#### Material:
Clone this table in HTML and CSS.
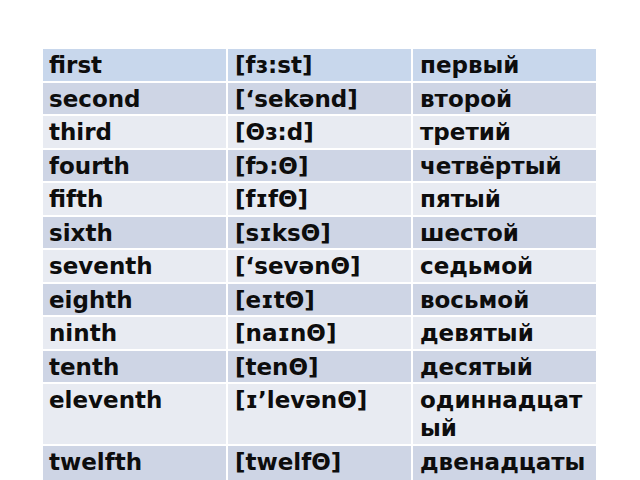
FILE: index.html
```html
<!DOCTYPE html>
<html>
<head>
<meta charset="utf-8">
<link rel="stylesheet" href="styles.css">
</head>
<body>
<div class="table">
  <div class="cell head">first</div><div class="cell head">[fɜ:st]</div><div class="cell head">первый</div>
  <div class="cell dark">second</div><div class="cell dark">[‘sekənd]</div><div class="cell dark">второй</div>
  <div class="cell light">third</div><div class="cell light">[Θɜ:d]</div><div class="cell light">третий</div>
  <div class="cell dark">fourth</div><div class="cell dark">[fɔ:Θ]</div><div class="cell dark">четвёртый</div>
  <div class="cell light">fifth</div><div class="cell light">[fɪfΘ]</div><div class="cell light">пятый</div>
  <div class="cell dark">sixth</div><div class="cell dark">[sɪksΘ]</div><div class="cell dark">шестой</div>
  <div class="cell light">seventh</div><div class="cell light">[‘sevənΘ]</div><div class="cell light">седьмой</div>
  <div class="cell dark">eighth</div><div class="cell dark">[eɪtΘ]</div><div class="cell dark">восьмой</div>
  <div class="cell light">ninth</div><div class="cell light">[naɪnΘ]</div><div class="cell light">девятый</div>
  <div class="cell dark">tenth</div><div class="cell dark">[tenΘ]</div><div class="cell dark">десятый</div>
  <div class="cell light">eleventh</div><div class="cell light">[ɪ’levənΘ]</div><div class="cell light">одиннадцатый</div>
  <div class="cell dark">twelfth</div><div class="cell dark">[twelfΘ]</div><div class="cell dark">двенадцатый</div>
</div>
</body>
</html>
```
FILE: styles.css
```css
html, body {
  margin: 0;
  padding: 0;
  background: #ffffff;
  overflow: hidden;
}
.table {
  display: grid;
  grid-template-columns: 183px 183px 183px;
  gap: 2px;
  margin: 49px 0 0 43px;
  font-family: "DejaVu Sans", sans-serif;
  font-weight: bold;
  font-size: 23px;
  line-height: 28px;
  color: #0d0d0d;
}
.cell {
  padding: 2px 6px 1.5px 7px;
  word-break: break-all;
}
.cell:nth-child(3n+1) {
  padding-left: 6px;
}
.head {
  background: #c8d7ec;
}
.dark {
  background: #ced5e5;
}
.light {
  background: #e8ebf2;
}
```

#### Aim of the task:
Copy out every line holding the string "table".

#### Exercise output:
Clone this table in HTML and CSS.
<div class="table">
.table {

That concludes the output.